Tally all lines containing the word "React". Give the number alone.

_Supplied data_
_ _ _

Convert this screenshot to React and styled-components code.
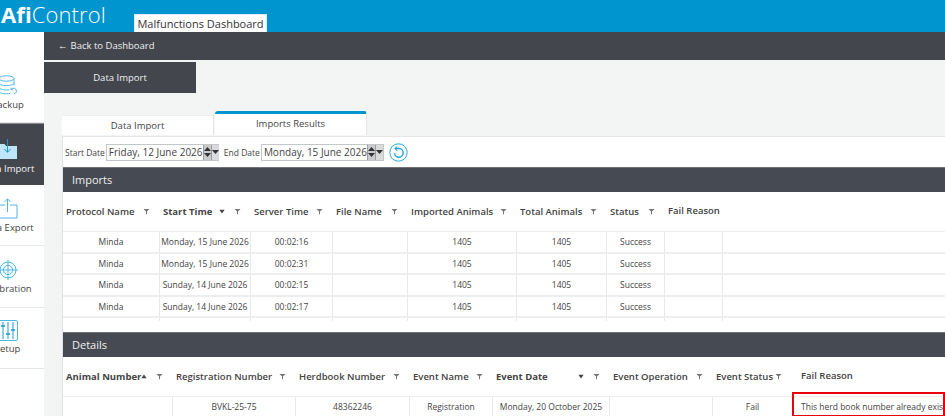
import React from 'react';
import styled, { createGlobalStyle } from 'styled-components';

const Global = createGlobalStyle`
  html, body {
    margin: 0;
    height: 416px;
    overflow: hidden;
    background: #f3f5f5;
    font-family: "Open Sans", "Noto Sans", sans-serif;
    color: #444;
  }
  * { box-sizing: border-box; }
`;

const Page = styled.div`
  width: 945px;
  height: 416px;
  overflow: hidden;
  display: flex;
  flex-direction: column;
`;

const Header = styled.header`
  height: 32px;
  flex: none;
  background: #0095cf;
  display: flex;
  align-items: flex-end;
`;

const Logo = styled.div`
  width: 134px;
  align-self: flex-start;
  padding: 0 0 0 1px;
  font-size: 22px;
  line-height: 29px;
  font-weight: 300;
  color: #fff;
  letter-spacing: 0.1px;
  b { font-weight: 700; }
`;

const HeaderTab = styled.div`
  width: 133px;
  height: 18px;
  background: #fff;
  border: 1px solid #d6ecf6;
  border-bottom: 0;
  color: #333;
  font-size: 11px;
  line-height: 17px;
  text-align: center;
`;

const Body = styled.div`
  flex: 1;
  display: flex;
  min-height: 0;
`;

const Sidebar = styled.nav`
  width: 73px;
  margin-left: -29px;
  flex: none;
  background: #fff;
  padding-top: 28px;
`;

const NavItem = styled.div`
  height: ${p => p.$h}px;
  display: flex;
  flex-direction: column;
  align-items: center;
  padding-top: ${p => p.$top}px;
  gap: 1px;
  font-size: 9.5px;
  line-height: 13px;
  white-space: nowrap;
  color: ${p => (p.$active ? '#f2f3f4' : '#444')};
  background: ${p => (p.$active ? '#44464d' : '#fff')};
  border-bottom: 1px solid ${p => (p.$active ? '#44464d' : '#e4e6e8')};
  border-top: ${p => (p.$active ? '1px solid #8a8c90' : '0')};
  svg { display: block; flex: none; }
`;

const Main = styled.main`
  flex: 1;
  min-width: 0;
  display: flex;
  flex-direction: column;
`;

const BackBar = styled.div`
  height: 28px;
  flex: none;
  background: #44464d;
  color: #eef0f1;
  font-size: 9.5px;
  line-height: 28px;
  padding-left: 14px;
  display: flex;
  align-items: center;
  gap: 3px;
`;

const PageTitle = styled.div`
  width: 152px;
  height: 31px;
  flex: none;
  margin-top: 2px;
  background: #44464d;
  color: #eef0f1;
  font-size: 9.5px;
  line-height: 31px;
  text-align: center;
`;

const Content = styled.div`
  flex: 1;
  min-height: 0;
  padding: 17px 0 0 18px;
  display: flex;
  flex-direction: column;
`;

const Tabs = styled.div`
  height: 25px;
  flex: none;
  display: flex;
  align-items: flex-end;
  gap: 1px;
`;

const Tab = styled.div`
  width: ${p => p.$w}px;
  height: ${p => (p.$active ? 24 : 20)}px;
  background: #fff;
  border-top: ${p => (p.$active ? '3px solid #0095cf' : '1px solid #eceef0')};
  border-radius: ${p => (p.$active ? '3px 3px 0 0' : '0')};
  border-right: 1px solid #e4e6e8;
  font-size: 9.5px;
  line-height: 19px;
  text-align: center;
  color: #444;
`;

const Panel = styled.section`
  flex: 1;
  min-height: 0;
  margin-top: 1px;
  background: #fff;
  border-left: 1px solid #dfe2e4;
  border-top: 1px solid #e4e6e8;
`;

const DateRow = styled.div`
  height: 30px;
  display: flex;
  align-items: center;
  padding: 0 0 0 2px;
  font-size: 8.5px;
  color: #444;
`;

const DateLabel = styled.span`
  margin-right: ${p => p.$gap}px;
  margin-left: ${p => p.$left}px;
  white-space: nowrap;
`;

const DatePicker = styled.div`
  width: ${p => p.$w}px;
  height: 17px;
  display: flex;
  align-items: stretch;
  border: 1px solid #c4c7ca;
  font-size: 10px;
  line-height: 15px;
  padding-left: 2px;
  color: #444;
`;

const DateText = styled.span`
  flex: 1;
  white-space: nowrap;
`;

const Spin = styled.div`
  width: 11px;
  background: #c9cbce;
  border-left: 1px solid #9a9ca0;
  display: flex;
  flex-direction: column;
  align-items: center;
  justify-content: center;
  gap: 2px;
`;

const Drop = styled.div`
  width: 11px;
  background: #d8dadc;
  border-left: 1px solid #9a9ca0;
  display: flex;
  align-items: center;
  justify-content: center;
`;

const RefreshWrap = styled.div`
  margin-left: 5px;
  display: flex;
`;

const SectionBar = styled.div`
  height: 25px;
  background: #464a52;
  border-top: 1px solid #6f7278;
  color: #eef0f1;
  font-size: 11px;
  line-height: 24px;
  padding-left: 9px;
`;

const Grid = styled.div`
  display: grid;
  grid-template-columns: ${p => p.$cols};
`;

const HeadRow = styled(Grid)`
  height: 40px;
  border-bottom: 1px solid #eceef0;
`;

const HeadCell = styled.div`
  display: flex;
  align-items: center;
  justify-content: space-between;
  padding: 0 10px 0 3px;
  font-size: 9.5px;
  font-weight: ${p => (p.$strong ? 700 : 600)};
  color: #444;
  white-space: nowrap;
`;

const HeadIcons = styled.span`
  display: flex;
  align-items: center;
  gap: 9px;
`;

const PlainHead = styled.div`
  padding: 12px 0 0 3px;
  font-size: 9.5px;
  font-weight: 600;
  color: #444;
  white-space: nowrap;
`;

const Row = styled(Grid)`
  height: 21.5px;
  border-bottom: 2px solid #eceef0;
`;

const Cell = styled.div`
  border-right: ${p => (p.$bare ? '0' : '1px solid #e6e8ea')};
  font-size: 8.5px;
  line-height: 20px;
  text-align: center;
  color: #444;
  white-space: nowrap;
  overflow: hidden;
`;

const Stubs = styled(Grid)`
  height: 3px;
  margin-bottom: 11px;
`;

const DetailRow = styled(Grid)`
  height: 21px;
  background: linear-gradient(#333, #333) left bottom / 675px 1px no-repeat;
`;

const ReasonCell = styled.div`
  position: relative;
  padding-left: 9px;
  font-size: 8.5px;
  line-height: 20px;
  white-space: nowrap;
  color: #444;
`;

const Highlight = styled.div`
  position: absolute;
  left: 0;
  top: -5px;
  width: 153px;
  height: 25px;
  border: 2.5px solid #e8000d;
`;

const Funnel = () => (
  <svg width="7" height="7" viewBox="0 0 7 7"><path d="M0.5 1h6L4 3.6V6.2H3V3.6z" fill="#777" /></svg>
);

const Sort = ({ up }) => (
  <svg width="6" height="5" viewBox="0 0 6 5"><path d={up ? 'M3 .5L5.6 4.2H.4z' : 'M.4 .8h5.2L3 4.5z'} fill="#444" /></svg>
);

const Spinner = ({ up }) => (
  <svg width="7" height="4" viewBox="0 0 7 4"><path d={up ? 'M3.5 0L7 4H0z' : 'M0 0h7L3.5 4z'} fill="#333" /></svg>
);

const Refresh = () => (
  <svg width="19" height="19" viewBox="0 0 19 19" fill="none" stroke="#2aa5dc">
    <circle cx="9.5" cy="9.5" r="8.7" strokeWidth="1" />
    <path d="M6.6 5.6h3.6a4.3 4.3 0 1 1-4.6 4.6" strokeWidth="1.5" />
    <path d="M8.3 3.6L6.1 5.6l2.2 2" strokeWidth="1.2" />
  </svg>
);

const BackupIcon = () => (
  <svg width="22" height="22" viewBox="0 0 22 22" fill="none" stroke="#4db8e8" strokeWidth="1">
    <ellipse cx="9.5" cy="3.5" rx="7.5" ry="2.7" />
    <path d="M2 3.5v12.5c0 1.6 3.4 2.8 7.5 2.8 1.4 0 2.6-.1 3.7-.4M17 3.5v7" />
    <path d="M2 7.8c0 1.6 3.4 2.8 7.5 2.8S17 9.4 17 7.8M2 12.2c0 1.6 3.4 2.8 7.5 2.8 1 0 2-.1 2.8-.2" />
    <path d="M14 14.6a3 3 0 0 1 5.5 1.4c0 1.5-1.2 2.6-2.6 2.6M14 12.6v2.2h2.2" />
  </svg>
);

const ImportIcon = () => (
  <svg width="21" height="22" viewBox="0 0 21 22">
    <path d="M1 5h6.5l1.5 2h11v13H1z" fill="#bfe6f8" />
    <path d="M10.5 0v13M7.5 10l3 3.4 3-3.4" fill="none" stroke="#1b9bd6" strokeWidth="1" />
  </svg>
);

const ExportIcon = () => (
  <svg width="21" height="22" viewBox="0 0 21 22" fill="none" stroke="#4db8e8" strokeWidth="1">
    <path d="M8 7H1v13h19V7h-7" />
    <path d="M10.5 14V1M7.5 4l3-3.2 3 3.2" />
  </svg>
);

const CalibrationIcon = () => (
  <svg width="20" height="22" viewBox="0 0 20 22" fill="none" stroke="#4db8e8" strokeWidth="1">
    <circle cx="10" cy="11" r="8" />
    <circle cx="10" cy="11" r="4.6" />
    <path d="M10 1v20M0 11h20" />
  </svg>
);

const SetupIcon = () => (
  <svg width="20" height="21" viewBox="0 0 20 21" fill="none" stroke="#4db8e8" strokeWidth="1">
    <rect x=".5" y=".5" width="19" height="20" rx="1.5" />
    <path d="M5 2v17M10 2v17M15 2v17" stroke="#1b9bd6" />
    <path d="M3 6h4M8 14h4M13 10h4" stroke="#1b9bd6" strokeWidth="1.6" />
  </svg>
);

const importCols = '97px 91px 82px 75px 109px 90px 58px 58px 1fr';
const detailCols = '110px 123px 114px 83px 117px 103px 79px 1fr';

const importHeads = [
  { label: 'Protocol Name' },
  { label: 'Start Time', strong: true, sort: 'down' },
  { label: 'Server Time' },
  { label: 'File Name' },
  { label: 'Imported Animals' },
  { label: 'Total Animals' },
  { label: 'Status' },
];

const importRows = [
  ['Minda', 'Monday, 15 June 2026', '00:02:16'],
  ['Minda', 'Monday, 15 June 2026', '00:02:31'],
  ['Minda', 'Sunday, 14 June 2026', '00:02:15'],
  ['Minda', 'Sunday, 14 June 2026', '00:02:17'],
];

const detailHeads = [
  { label: 'Animal Number', strong: true, sort: 'up' },
  { label: 'Registration Number' },
  { label: 'Herdbook Number' },
  { label: 'Event Name' },
  { label: 'Event Date', strong: true, sort: 'down' },
  { label: 'Event Operation' },
  { label: 'Event Status' },
];

const HeadColumns = ({ heads }) =>
  heads.map(h => (
    <HeadCell key={h.label} $strong={h.strong}>
      <span>{h.label}</span>
      <HeadIcons>
        {h.sort && <Sort up={h.sort === 'up'} />}
        <Funnel />
      </HeadIcons>
    </HeadCell>
  ));

const App = () => {
  return (
    <Page>
      <Global />
      <Header>
        <Logo><b>Afi</b>Control</Logo>
        <HeaderTab>Malfunctions Dashboard</HeaderTab>
      </Header>
      <Body>
        <Sidebar>
          <NavItem $h={63} $top={15}><BackupIcon />Backup</NavItem>
          <NavItem $h={62} $top={15} $active><ImportIcon />Data Import</NavItem>
          <NavItem $h={61} $top={13}><ExportIcon />Data Export</NavItem>
          <NavItem $h={62} $top={13}><CalibrationIcon />Calibration</NavItem>
          <NavItem $h={61} $top={12}><SetupIcon />Setup</NavItem>
        </Sidebar>
        <Main>
          <BackBar><span>←</span> Back to Dashboard</BackBar>
          <PageTitle>Data Import</PageTitle>
          <Content>
            <Tabs>
              <Tab $w={152}>Data Import</Tab>
              <Tab $w={152} $active>Imports Results</Tab>
            </Tabs>
            <Panel>
              <DateRow>
                <DateLabel $gap={1}>Start Date</DateLabel>
                <DatePicker $w={113}>
                  <DateText>Friday, 12 June 2026</DateText>
                  <Spin><Spinner up /><Spinner /></Spin>
                  <Drop><Spinner /></Drop>
                </DatePicker>
                <DateLabel $left={5} $gap={1}>End Date</DateLabel>
                <DatePicker $w={123}>
                  <DateText>Monday, 15 June 2026</DateText>
                  <Spin><Spinner up /><Spinner /></Spin>
                  <Drop><Spinner /></Drop>
                </DatePicker>
                <RefreshWrap><Refresh /></RefreshWrap>
              </DateRow>
              <SectionBar>Imports</SectionBar>
              <HeadRow $cols={importCols}>
                <HeadColumns heads={importHeads} />
                <PlainHead>Fail Reason</PlainHead>
              </HeadRow>
              {importRows.map((r, i) => (
                <Row key={i} $cols={importCols}>
                  <Cell>{r[0]}</Cell>
                  <Cell>{r[1]}</Cell>
                  <Cell>{r[2]}</Cell>
                  <Cell />
                  <Cell>1405</Cell>
                  <Cell>1405</Cell>
                  <Cell>Success</Cell>
                  <Cell />
                  <Cell $bare />
                </Row>
              ))}
              <Stubs $cols={importCols}>
                {Array.from({ length: 8 }, (_, i) => <Cell key={i} />)}
              </Stubs>
              <SectionBar>Details</SectionBar>
              <HeadRow $cols={detailCols}>
                <HeadColumns heads={detailHeads} />
                <PlainHead style={{ paddingLeft: 9 }}>Fail Reason</PlainHead>
              </HeadRow>
              <DetailRow $cols={detailCols}>
                <Cell />
                <Cell>BVKL-25-75</Cell>
                <Cell>48362246</Cell>
                <Cell>Registration</Cell>
                <Cell>Monday, 20 October 2025</Cell>
                <Cell />
                <Cell $bare>Fail</Cell>
                <ReasonCell>
                  This herd book number already exists
                  <Highlight />
                </ReasonCell>
              </DetailRow>
            </Panel>
          </Content>
        </Main>
      </Body>
    </Page>
  );
};

export default App;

_ _ _

_Response to this exercise_
2